概要
プライバシーコインZcash(ZEC)は、このサイクルで3か月間に700%を超える急騰を見せた後、調整局面に入っている。直近の価格は三角保ち合いパターン内で推移しており、短期的な方向感は不透明だ。しかし、オンチェーンデータと出来高データは、買い手が依然として市場を静かにコントロールしている可能性を示唆しており、次の大きな価格変動(ショック)の可能性が注目されている。
背景
Zcashは、ゼロ知識証明(zk-SNARKs)を利用した高度なプライバシー機能を特徴とする暗号通貨である。直近では、より広範なアルトコイン市場の動向やリスク選好の高まりの中で、顕著な上昇トレンドを形成してきた。
テクニカル詳細
現在のZcash価格は、上昇トレンドラインを下支えとした三角保ち合いパターン内で取引されている。このパターンは短期的な買い手と売り手の優劣不定を示すものであり、トレンドそのものの弱さを必ずしも意味しない。重要な分析ツールとして、Wyckoff式出来高カラー分析が用いられている。青いバーは買い手主導の活動、黄色や赤のバーは売り手の影響力増大を示す。現在、青いバーが優勢であることが確認されている。
マーケット動向
価格動向:過去24時間で約2.5%の小幅な押し目が発生しているが、過去1週間では約20%上昇、過去3か月では700%以上上昇しており、長期的な上昇トレンドは維持されている。
オンチェーンデータ:スポットフローデータ(取引所への流入/流出)が重要な指標となっている。12月12日には約1426万ドル相当の流入(ネットインフロー)が記録されたが、12月13日には状況が一転し、約1734万ドル相当の流出(ネットアウトフロー)が発生した。取引所からの流出増加は、即時の売り圧力軽減と、押し目場でのスポット買い手の積み増しを示唆する。
影響と展望
今後の価格方向性は、現在の三角保ち合いパターンからのブレイクアウトの方向によって決まると見られる。強気のシナリオが継続するためには、Zcash価格がパターン上端をブレイクする必要がある。具体的な確認水準は511ドル(現在価格から約24%上昇)であり、この水準を日足で明確に上抜けることができれば、上昇トレンドの再開と買い手優位の確認シグナルとなる。その場合、最初の上値目標は549ドル付近、次にこのサイクルで過去に天井となった733ドルが想定される。さらなる上値抵抗帯は850ドルおよび1190ドル付近にあるが、これらの水準到達には持続的な上昇モメンタムと広範な市場環境のサポートが必要となる。

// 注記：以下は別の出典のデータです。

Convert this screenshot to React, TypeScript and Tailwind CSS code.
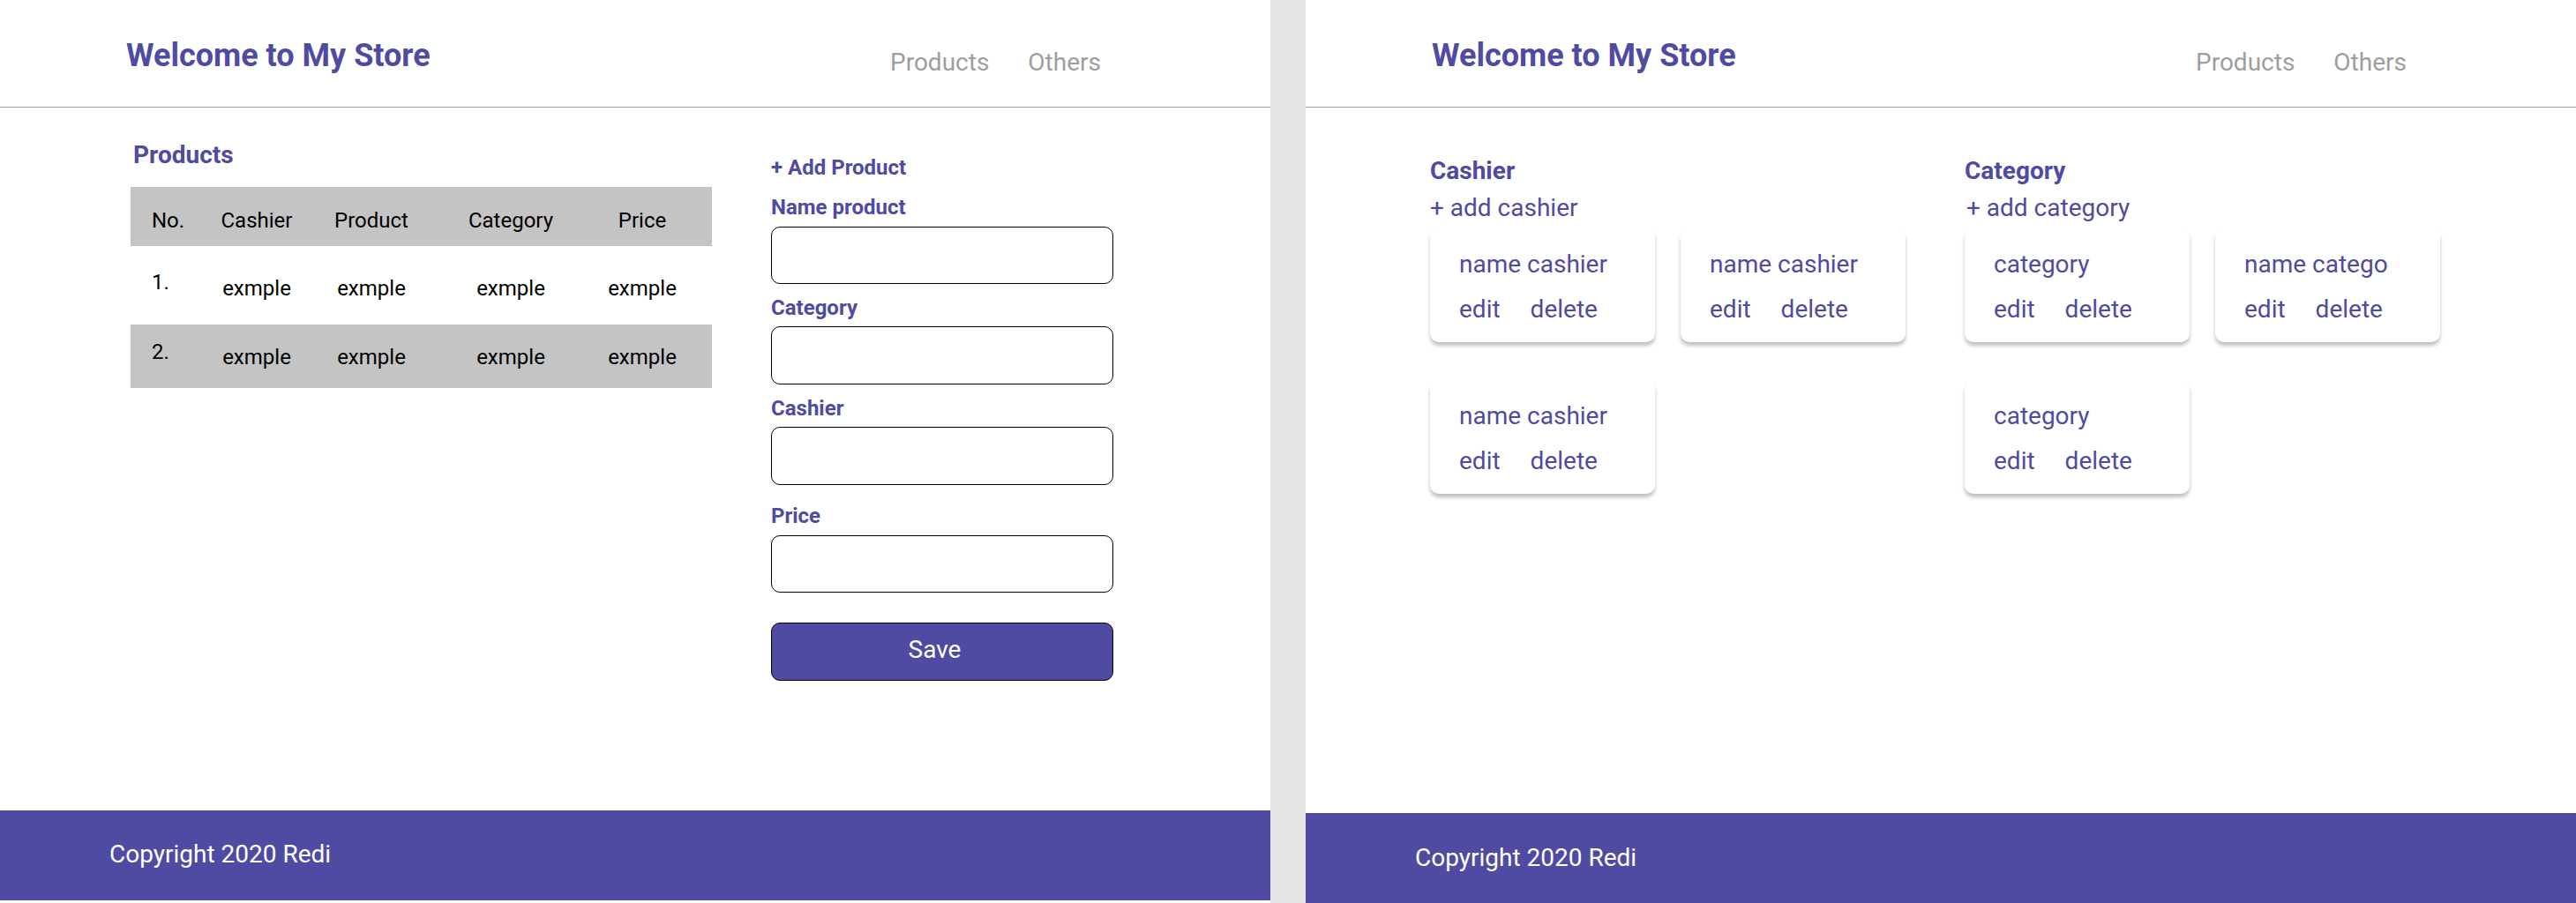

一方、下値リスクも明確に定義されている。430ドルの水準を失うと三角保ち合い構造が弱体化し、次の強力な支持線は391ドル付近となる。市場全体でリスクオフの圧力が広がるような場合、より深い調整により301ドルまで下落する可能性も排除できない。
まとめ
Zcashは大幅な上昇後の調整局面にあるが、オンチェーンデータは買い手の継続的な関与を示唆している。取引所からの資金流出や買い主導の出来高構造は、短期的な押し目がトレンド転換ではなく、上昇の一時的な休憩である可能性を支持している。今後の焦点は、三角保ち合いからのブレイクアウトの方向性、特に511ドルの上抜け確認または430ドルの支持線維持にある。